TraveLLaMA：具备大规模数据集与结构化推理能力的多模态旅行助手 (TraveLLaMA: A Multimodal Travel Assistant with Large-Scale Dataset and Structured Reasoning)

Tourism and travel planning increasingly rely on digital assistance, yet existing multimodal AI systems often lack specialized knowledge and contextual understanding of urban environments. We present TraveLLaMA, a specialized multimodal language model designed for comprehensive travel assistance. Our work addresses the fundamental challenge of developing practical AI travel assistants through three key contributions: (1) TravelQA, a novel dataset of 265k question-answer pairs combining 160k text QA from authentic travel sources, 100k vision-language QA featuring maps and location imagery, and 5k expert-annotated Chain-of-Thought reasoning examples; (2) Travel-CoT, a structured reasoning framework that decomposes travel queries into spatial, temporal, and practical dimensions, improving answer accuracy by 10.8\% while providing interpretable decision paths; and (3) an interactive agent system validated through extensive user studies. Through fine-tuning experiments on state-of-the-art vision-language models (LLaVA, Qwen-VL, Shikra), we achieve 6.2-9.4\% base improvements, further enhanced by Travel-CoT reasoning. Our model demonstrates superior capabilities in contextual travel recommendations, map interpretation, and scene understanding while providing practical information such as operating hours and cultural insights. User studies with 500 participants show TraveLLaMA achieves a System Usability Scale score of 82.5, significantly outperforming general-purpose models and establishing new standards for multimodal travel assistance systems.

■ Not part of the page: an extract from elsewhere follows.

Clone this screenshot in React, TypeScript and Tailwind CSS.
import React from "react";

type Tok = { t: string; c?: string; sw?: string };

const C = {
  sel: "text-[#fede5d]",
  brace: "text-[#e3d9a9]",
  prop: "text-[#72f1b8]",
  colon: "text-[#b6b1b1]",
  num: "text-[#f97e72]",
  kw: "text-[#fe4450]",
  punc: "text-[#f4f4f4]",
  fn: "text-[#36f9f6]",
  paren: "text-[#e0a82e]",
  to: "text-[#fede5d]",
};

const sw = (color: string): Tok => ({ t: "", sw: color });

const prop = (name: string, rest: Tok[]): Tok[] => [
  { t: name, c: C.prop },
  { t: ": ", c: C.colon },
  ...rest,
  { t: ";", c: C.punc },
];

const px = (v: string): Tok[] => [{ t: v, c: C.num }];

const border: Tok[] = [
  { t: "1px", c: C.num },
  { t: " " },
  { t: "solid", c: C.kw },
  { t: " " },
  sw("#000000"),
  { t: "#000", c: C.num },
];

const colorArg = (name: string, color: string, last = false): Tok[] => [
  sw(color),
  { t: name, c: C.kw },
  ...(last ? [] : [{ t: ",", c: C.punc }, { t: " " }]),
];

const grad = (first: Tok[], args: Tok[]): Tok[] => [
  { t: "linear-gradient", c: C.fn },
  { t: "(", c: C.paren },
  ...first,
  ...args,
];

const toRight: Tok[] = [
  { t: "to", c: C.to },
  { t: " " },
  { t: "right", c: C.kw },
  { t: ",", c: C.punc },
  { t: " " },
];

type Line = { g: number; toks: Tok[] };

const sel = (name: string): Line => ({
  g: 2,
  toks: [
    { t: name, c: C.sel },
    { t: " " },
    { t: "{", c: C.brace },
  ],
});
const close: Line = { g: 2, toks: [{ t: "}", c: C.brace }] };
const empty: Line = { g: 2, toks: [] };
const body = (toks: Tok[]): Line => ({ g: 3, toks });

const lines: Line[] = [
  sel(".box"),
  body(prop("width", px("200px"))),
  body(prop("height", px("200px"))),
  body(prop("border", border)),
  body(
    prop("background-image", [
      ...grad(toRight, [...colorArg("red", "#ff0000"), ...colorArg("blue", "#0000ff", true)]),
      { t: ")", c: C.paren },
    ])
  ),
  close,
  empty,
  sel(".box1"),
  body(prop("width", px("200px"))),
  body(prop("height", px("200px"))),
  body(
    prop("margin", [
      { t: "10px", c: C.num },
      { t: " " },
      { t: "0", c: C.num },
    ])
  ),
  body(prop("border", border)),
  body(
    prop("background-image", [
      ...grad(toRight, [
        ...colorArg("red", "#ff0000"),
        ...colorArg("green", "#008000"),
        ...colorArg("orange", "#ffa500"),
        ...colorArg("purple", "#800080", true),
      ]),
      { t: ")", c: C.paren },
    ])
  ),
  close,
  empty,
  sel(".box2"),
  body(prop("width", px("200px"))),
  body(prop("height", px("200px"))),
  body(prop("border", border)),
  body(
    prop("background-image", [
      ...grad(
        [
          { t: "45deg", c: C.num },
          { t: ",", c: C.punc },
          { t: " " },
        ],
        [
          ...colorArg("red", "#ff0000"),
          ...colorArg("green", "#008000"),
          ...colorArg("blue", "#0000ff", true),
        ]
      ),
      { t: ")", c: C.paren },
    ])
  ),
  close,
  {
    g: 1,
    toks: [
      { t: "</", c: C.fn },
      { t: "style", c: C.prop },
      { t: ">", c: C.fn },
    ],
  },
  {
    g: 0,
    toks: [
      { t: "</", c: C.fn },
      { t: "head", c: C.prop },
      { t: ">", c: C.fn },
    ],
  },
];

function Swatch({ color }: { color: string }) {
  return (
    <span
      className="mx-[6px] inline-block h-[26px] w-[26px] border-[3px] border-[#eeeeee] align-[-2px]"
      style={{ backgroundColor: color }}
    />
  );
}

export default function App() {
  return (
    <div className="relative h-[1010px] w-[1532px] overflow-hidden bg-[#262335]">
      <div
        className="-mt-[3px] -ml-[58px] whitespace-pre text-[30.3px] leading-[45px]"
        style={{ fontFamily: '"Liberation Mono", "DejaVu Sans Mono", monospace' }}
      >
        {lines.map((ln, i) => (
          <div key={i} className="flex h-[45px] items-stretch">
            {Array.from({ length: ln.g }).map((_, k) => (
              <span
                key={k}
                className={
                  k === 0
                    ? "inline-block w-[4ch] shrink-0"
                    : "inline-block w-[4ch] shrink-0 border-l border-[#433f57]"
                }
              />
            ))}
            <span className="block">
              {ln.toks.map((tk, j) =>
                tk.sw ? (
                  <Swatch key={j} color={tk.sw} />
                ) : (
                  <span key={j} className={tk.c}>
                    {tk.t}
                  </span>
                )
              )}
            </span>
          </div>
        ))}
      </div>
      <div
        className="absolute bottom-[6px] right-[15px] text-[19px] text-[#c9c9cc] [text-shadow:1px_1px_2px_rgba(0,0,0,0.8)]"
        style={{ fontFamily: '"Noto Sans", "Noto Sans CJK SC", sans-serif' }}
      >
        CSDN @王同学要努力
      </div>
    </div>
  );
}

翻译：旅游业与行程规划日益依赖数字辅助，然而现有的多模态人工智能系统往往缺乏对城市环境的专业知识与情境理解。本文提出TraveLLaMA——一个专为全方位旅行辅助设计的专业化多模态语言模型。本研究通过三项核心贡献应对开发实用化AI旅行助手的基础性挑战：（1）TravelQA，一个包含26.5万个问答对的新型数据集，整合了来自真实旅行源的16万个文本问答、10万个包含地图与位置图像的视觉语言问答，以及5千个专家标注的思维链推理示例；（2）Travel-CoT，一种将旅行查询分解为空间、时间及实用维度的结构化推理框架，在提供可解释决策路径的同时将答案准确率提升10.8%；（3）经过大规模用户研究验证的交互式智能体系统。通过对前沿视觉语言模型（LLaVA、Qwen-VL、Shikra）进行微调实验，我们实现了6.2%-9.4%的基础性能提升，并经由Travel-CoT推理机制进一步强化。该模型在情境化旅行推荐、地图解析与场景理解方面展现出卓越能力，同时能提供营业时间、文化洞察等实用信息。针对500名参与者的用户研究表明，TraveLLaMA获得82.5分的系统可用性量表评分，显著优于通用模型，为多模态旅行辅助系统确立了新标准。